There’s a Tesla employee in the front seat of every “Robotaxi” in the fleet, which is only about a dozen vehicles, based on crowdsource data, which is the only data available, as Tesla doesn’t release any.
Those supervisors in the front seat have their fingers on a kill switch ready to stop the vehicle at all times, and there are many examples of them intervening to prevent accidents or traffic violations.
In new comments (via Business Insider), Krafcik makes it clear that he doesn’t consider this to be a “robotaxi” service:
“Please let me know when Tesla launches a robotaxi — I’m still waiting. It’s (rather obviously) not a robotaxi if there’s an employee inside the car.”

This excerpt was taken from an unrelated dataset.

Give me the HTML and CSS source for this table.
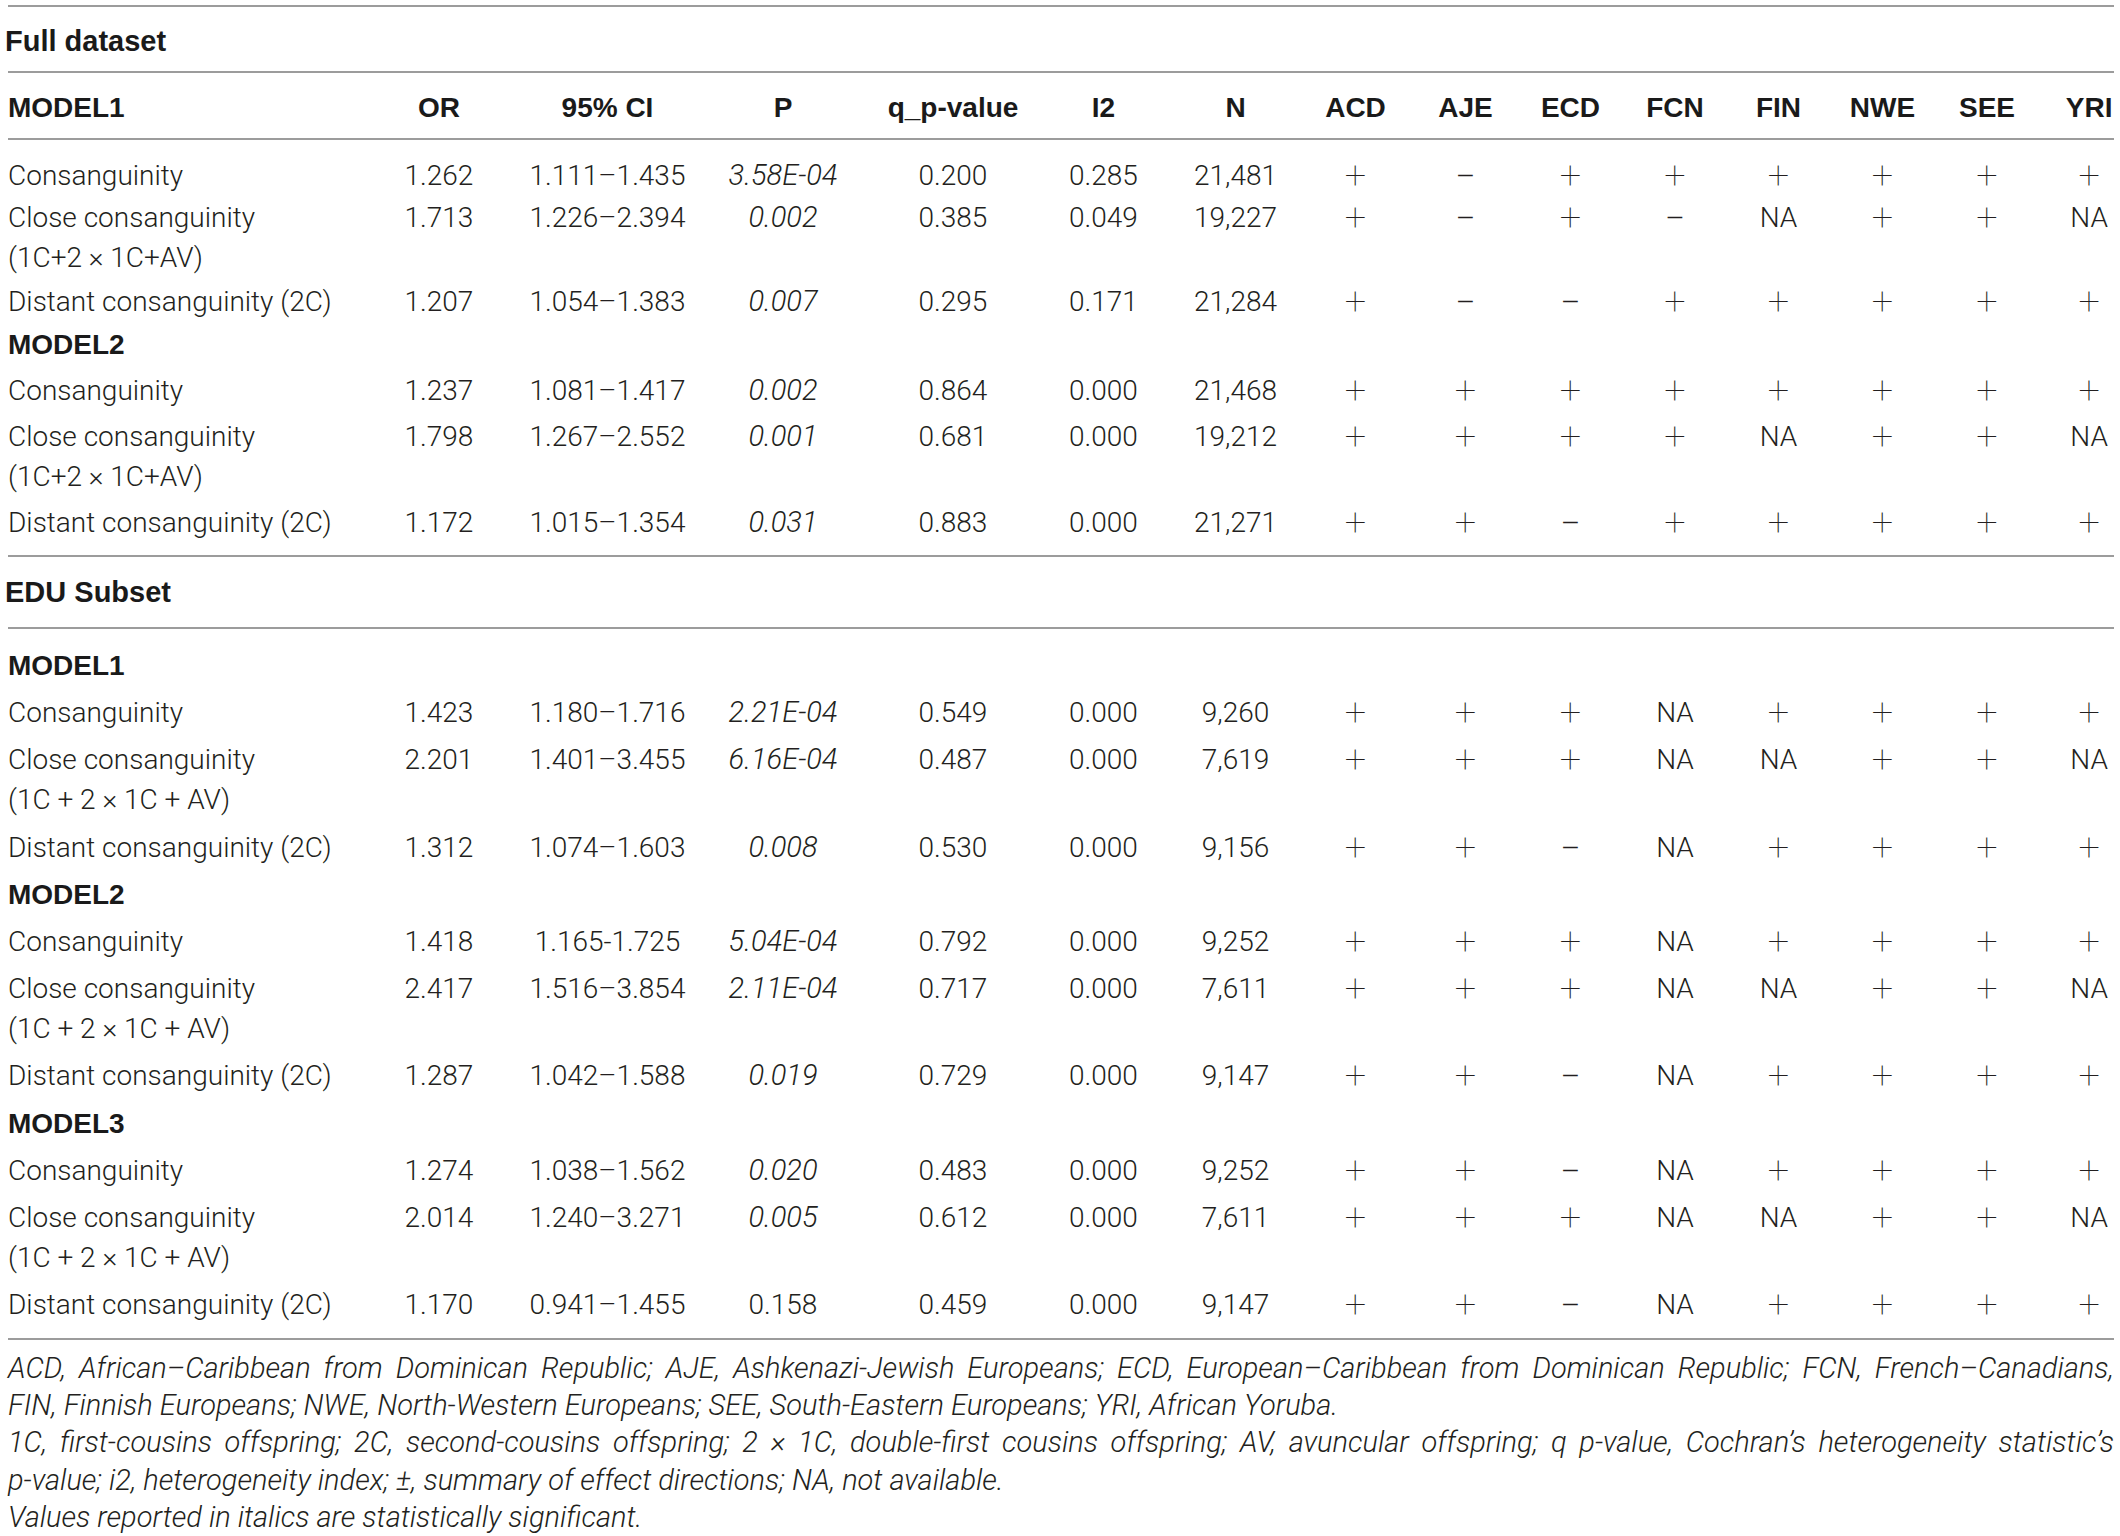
FILE: index.html
```html
<!DOCTYPE html>
<html lang="en">
<head>
<meta charset="utf-8">
<title>Table</title>
<link rel="stylesheet" href="styles.css">
</head>
<body>
<table class="data">
  <colgroup>
    <col class="c-lbl"><col class="c-or"><col class="c-ci"><col class="c-p"><col class="c-q"><col class="c-i2"><col class="c-n">
    <col class="c-acd"><col class="c-aje"><col class="c-ecd"><col class="c-fcn"><col class="c-fin"><col class="c-nwe"><col class="c-see"><col class="c-yri">
  </colgroup>
  <tbody>
    <tr class="sec sec-full"><td colspan="15" class="lbl">Full dataset</td></tr>
    <tr class="head">
      <th class="lbl">MODEL1</th><th>OR</th><th>95% CI</th><th>P</th><th>q_p-value</th><th>I2</th><th>N</th>
      <th>ACD</th><th>AJE</th><th>ECD</th><th>FCN</th><th>FIN</th><th>NWE</th><th>SEE</th><th class="last">YRI</th>
    </tr>
    <tr class="tight first-full">
      <td class="lbl">Consanguinity</td><td>1.262</td><td>1.111–1.435</td><td><i>3.58E-04</i></td><td>0.200</td><td>0.285</td><td>21,481</td>
      <td><span class="sg">+</span></td><td><span class="mn">–</span></td><td><span class="sg">+</span></td><td><span class="sg">+</span></td><td><span class="sg">+</span></td><td><span class="sg">+</span></td><td><span class="sg">+</span></td><td class="last"><span class="sg">+</span></td>
    </tr>
    <tr class="tight">
      <td class="lbl">Close consanguinity<br>(1C+2 × 1C+AV)</td><td>1.713</td><td>1.226–2.394</td><td><i>0.002</i></td><td>0.385</td><td>0.049</td><td>19,227</td>
      <td><span class="sg">+</span></td><td><span class="mn">–</span></td><td><span class="sg">+</span></td><td><span class="mn">–</span></td><td>NA</td><td><span class="sg">+</span></td><td><span class="sg">+</span></td><td class="last">NA</td>
    </tr>
    <tr class="tight low">
      <td class="lbl">Distant consanguinity (2C)</td><td>1.207</td><td>1.054–1.383</td><td><i>0.007</i></td><td>0.295</td><td>0.171</td><td>21,284</td>
      <td><span class="sg">+</span></td><td><span class="mn">–</span></td><td><span class="mn">–</span></td><td><span class="sg">+</span></td><td><span class="sg">+</span></td><td><span class="sg">+</span></td><td><span class="sg">+</span></td><td class="last"><span class="sg">+</span></td>
    </tr>
    <tr class="mid">
      <td class="lbl model" colspan="15">MODEL2</td>
    </tr>
    <tr class="mid">
      <td class="lbl">Consanguinity</td><td>1.237</td><td>1.081–1.417</td><td><i>0.002</i></td><td>0.864</td><td>0.000</td><td>21,468</td>
      <td><span class="sg">+</span></td><td><span class="sg">+</span></td><td><span class="sg">+</span></td><td><span class="sg">+</span></td><td><span class="sg">+</span></td><td><span class="sg">+</span></td><td><span class="sg">+</span></td><td class="last"><span class="sg">+</span></td>
    </tr>
    <tr class="mid">
      <td class="lbl">Close consanguinity<br>(1C+2 × 1C+AV)</td><td>1.798</td><td>1.267–2.552</td><td><i>0.001</i></td><td>0.681</td><td>0.000</td><td>19,212</td>
      <td><span class="sg">+</span></td><td><span class="sg">+</span></td><td><span class="sg">+</span></td><td><span class="sg">+</span></td><td>NA</td><td><span class="sg">+</span></td><td><span class="sg">+</span></td><td class="last">NA</td>
    </tr>
    <tr class="mid end-full">
      <td class="lbl">Distant consanguinity (2C)</td><td>1.172</td><td>1.015–1.354</td><td><i>0.031</i></td><td>0.883</td><td>0.000</td><td>21,271</td>
      <td><span class="sg">+</span></td><td><span class="sg">+</span></td><td><span class="mn">–</span></td><td><span class="sg">+</span></td><td><span class="sg">+</span></td><td><span class="sg">+</span></td><td><span class="sg">+</span></td><td class="last"><span class="sg">+</span></td>
    </tr>

    <tr class="sec sec-edu"><td colspan="15" class="lbl">EDU Subset</td></tr>
    <tr class="first-edu">
      <td class="lbl model" colspan="15">MODEL1</td>
    </tr>
    <tr>
      <td class="lbl">Consanguinity</td><td>1.423</td><td>1.180–1.716</td><td><i>2.21E-04</i></td><td>0.549</td><td>0.000</td><td>9,260</td>
      <td><span class="sg">+</span></td><td><span class="sg">+</span></td><td><span class="sg">+</span></td><td>NA</td><td><span class="sg">+</span></td><td><span class="sg">+</span></td><td><span class="sg">+</span></td><td class="last"><span class="sg">+</span></td>
    </tr>
    <tr>
      <td class="lbl">Close consanguinity<br>(1C + 2 × 1C + AV)</td><td>2.201</td><td>1.401–3.455</td><td><i>6.16E-04</i></td><td>0.487</td><td>0.000</td><td>7,619</td>
      <td><span class="sg">+</span></td><td><span class="sg">+</span></td><td><span class="sg">+</span></td><td>NA</td><td>NA</td><td><span class="sg">+</span></td><td><span class="sg">+</span></td><td class="last">NA</td>
    </tr>
    <tr>
      <td class="lbl">Distant consanguinity (2C)</td><td>1.312</td><td>1.074–1.603</td><td><i>0.008</i></td><td>0.530</td><td>0.000</td><td>9,156</td>
      <td><span class="sg">+</span></td><td><span class="sg">+</span></td><td><span class="mn">–</span></td><td>NA</td><td><span class="sg">+</span></td><td><span class="sg">+</span></td><td><span class="sg">+</span></td><td class="last"><span class="sg">+</span></td>
    </tr>
    <tr>
      <td class="lbl model" colspan="15">MODEL2</td>
    </tr>
    <tr>
      <td class="lbl">Consanguinity</td><td>1.418</td><td>1.165-1.725</td><td><i>5.04E-04</i></td><td>0.792</td><td>0.000</td><td>9,252</td>
      <td><span class="sg">+</span></td><td><span class="sg">+</span></td><td><span class="sg">+</span></td><td>NA</td><td><span class="sg">+</span></td><td><span class="sg">+</span></td><td><span class="sg">+</span></td><td class="last"><span class="sg">+</span></td>
    </tr>
    <tr>
      <td class="lbl">Close consanguinity<br>(1C + 2 × 1C + AV)</td><td>2.417</td><td>1.516–3.854</td><td><i>2.11E-04</i></td><td>0.717</td><td>0.000</td><td>7,611</td>
      <td><span class="sg">+</span></td><td><span class="sg">+</span></td><td><span class="sg">+</span></td><td>NA</td><td>NA</td><td><span class="sg">+</span></td><td><span class="sg">+</span></td><td class="last">NA</td>
    </tr>
    <tr>
      <td class="lbl">Distant consanguinity (2C)</td><td>1.287</td><td>1.042–1.588</td><td><i>0.019</i></td><td>0.729</td><td>0.000</td><td>9,147</td>
      <td><span class="sg">+</span></td><td><span class="sg">+</span></td><td><span class="mn">–</span></td><td>NA</td><td><span class="sg">+</span></td><td><span class="sg">+</span></td><td><span class="sg">+</span></td><td class="last"><span class="sg">+</span></td>
    </tr>
    <tr>
      <td class="lbl model" colspan="15">MODEL3</td>
    </tr>
    <tr>
      <td class="lbl">Consanguinity</td><td>1.274</td><td>1.038–1.562</td><td><i>0.020</i></td><td>0.483</td><td>0.000</td><td>9,252</td>
      <td><span class="sg">+</span></td><td><span class="sg">+</span></td><td><span class="mn">–</span></td><td>NA</td><td><span class="sg">+</span></td><td><span class="sg">+</span></td><td><span class="sg">+</span></td><td class="last"><span class="sg">+</span></td>
    </tr>
    <tr>
      <td class="lbl">Close consanguinity<br>(1C + 2 × 1C + AV)</td><td>2.014</td><td>1.240–3.271</td><td><i>0.005</i></td><td>0.612</td><td>0.000</td><td>7,611</td>
      <td><span class="sg">+</span></td><td><span class="sg">+</span></td><td><span class="sg">+</span></td><td>NA</td><td>NA</td><td><span class="sg">+</span></td><td><span class="sg">+</span></td><td class="last">NA</td>
    </tr>
    <tr class="end-edu">
      <td class="lbl">Distant consanguinity (2C)</td><td>1.170</td><td>0.941–1.455</td><td>0.158</td><td>0.459</td><td>0.000</td><td>9,147</td>
      <td><span class="sg">+</span></td><td><span class="sg">+</span></td><td><span class="mn">–</span></td><td>NA</td><td><span class="sg">+</span></td><td><span class="sg">+</span></td><td><span class="sg">+</span></td><td class="last"><span class="sg">+</span></td>
    </tr>
  </tbody>
</table>
<div class="notes">
  <p><span class="jl">ACD, African–Caribbean from Dominican Republic; AJE, Ashkenazi-Jewish Europeans; ECD, European–Caribbean from Dominican Republic; FCN, French–Canadians,</span> FIN, Finnish Europeans; NWE, North-Western Europeans; SEE, South-Eastern Europeans; YRI, African Yoruba.</p>
  <p><span class="jl">1C, first-cousins offspring; 2C, second-cousins offspring; 2 × 1C, double-first cousins offspring; AV, avuncular offspring; q p-value, Cochran’s heterogeneity statistic’s</span> p-value; i2, heterogeneity index; ±, summary of effect directions; NA, not available.</p>
  <p>Values reported in italics are statistically significant.</p>
</div>
</body>
</html>
```

FILE: styles.css
```css
html, body {
  margin: 0;
  background: #ffffff;
}

body {
  padding: 5px 0 0 8px;
  font-family: Roboto, "Liberation Sans", Arial, sans-serif;
  font-weight: 300;
  font-size: 28px;
  color: #231f20;
}

.data {
  width: 2106px;
  table-layout: fixed;
  border-collapse: separate;
  border-spacing: 0;
}

.c-lbl { width: 349px; }
.c-or { width: 164px; }
.c-ci { width: 173px; }
.c-p { width: 178px; }
.c-q { width: 162px; }
.c-i2 { width: 139px; }
.c-n { width: 125px; }
.c-acd { width: 115px; }
.c-aje { width: 105px; }
.c-ecd { width: 105px; }
.c-fcn { width: 104px; }
.c-fin { width: 103px; }
.c-nwe { width: 105px; }
.c-see { width: 104px; }
.c-yri { width: 75px; }

.data td,
.data th {
  padding: 3.6px 0;
  line-height: 40px;
  text-align: center;
  vertical-align: top;
  white-space: nowrap;
  font-weight: 300;
}

.data .lbl {
  text-align: left;
}

.data .last {
  padding-left: 25px;
}

.data i {
  font-style: italic;
  font-size: 29px;
  line-height: 1;
}

.sg {
  font-size: 38px;
  line-height: 0;
  font-weight: 100;
  vertical-align: -3px;
}

.mn {
  font-size: 30px;
  line-height: 0;
  font-weight: 300;
  vertical-align: -1px;
}

.sec td {
  font-family: "Liberation Sans", Arial, sans-serif;
  font-weight: 700;
  font-size: 29px;
  text-indent: -3px;
  color: #1a1a1a;
}

.sec-full td {
  padding: 14px 0 10px;
  border-top: 2px solid #9c9c9c;
  border-bottom: 2px solid #9c9c9c;
}

.sec-edu td {
  padding: 15px 0 15px;
  border-bottom: 2px solid #9c9c9c;
}

.head th {
  padding: 15px 0 10px;
  font-family: "Liberation Sans", Arial, sans-serif;
  font-weight: 700;
  color: #1a1a1a;
  border-bottom: 2px solid #9c9c9c;
}

.data .model {
  font-family: "Liberation Sans", Arial, sans-serif;
  font-weight: 700;
  color: #1a1a1a;
}

.tight td {
  padding-top: 1px;
  padding-bottom: 1px;
}

.tight.low td {
  padding-top: 3px;
  padding-bottom: 0;
}

.first-full td {
  padding-top: 16px;
}

.mid td {
  padding-top: 3px;
  padding-bottom: 3px;
}

.end-full td {
  padding-bottom: 12px;
  border-bottom: 2px solid #9c9c9c;
}

.first-edu td {
  padding-top: 17px;
}

.end-edu td {
  padding-bottom: 13px;
  border-bottom: 2px solid #9c9c9c;
}

.notes {
  width: 2106px;
  margin-top: 10px;
  font-style: italic;
  font-size: 29px;
  line-height: 37.2px;
}

.notes p {
  margin: 0;
  text-align: justify;
}

.notes .jl {
  display: block;
  text-align: justify;
  text-align-last: justify;
}
```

More recently, Tesla expanded its “Robotaxi” service area to the Bay Area in California, but it again has an employee in the car, this time in the driver’s seat.
Krafcik commented:
“If they were striving to re-create today’s Bay Area Uber experience, looks like they’ve absolutely nailed it.”
He continued:
“I think the AV industry would be delighted if Tesla followed Waymo’s approach to launch a robotaxi service, but they are not doing that.”
Furthermore, Tesla has been limiting access to “invite-only” and the invites have been primarily going to Tesla influencers and investors who are rarely critical of the company.
CEO Elon Musk has been discussing “opening up” the service in Austin to the public next month, but it appears that Tesla will need to retain the in-car supervisor for the foreseeable future.
Electrek’s Take
It must be a bit frustrating for Waymo, which has deployed an actual robotaxi service for years, to see Tesla calling this a robotaxi.
When Waymo was using in-car “safety drivers’, it didn’t call its service “robotaxi.” It was obviously in the testing phase.
If Tesla were to remove the safety drivers, which I suggest they don’t, based on the current disengagement rate of FSD and the interventions we have seen from supervisors in the currently minimal “Robotaxi” service in Austin, it would officially be about 5 years behind Waymo.
The argument that Tesla will magically scale faster because they don’t use lidar should be retired, as the goal should be the safest, not the fastest, at scaling.
And when it comes to scaling, Tesla’s current bottleneck is safety. It needs to be safe enough to remove the safety supervisor, and it’s clearly not there yet.
I really don’t like Tesla’s approach. It seems to be more about optics than adopting a safe and transparent approach.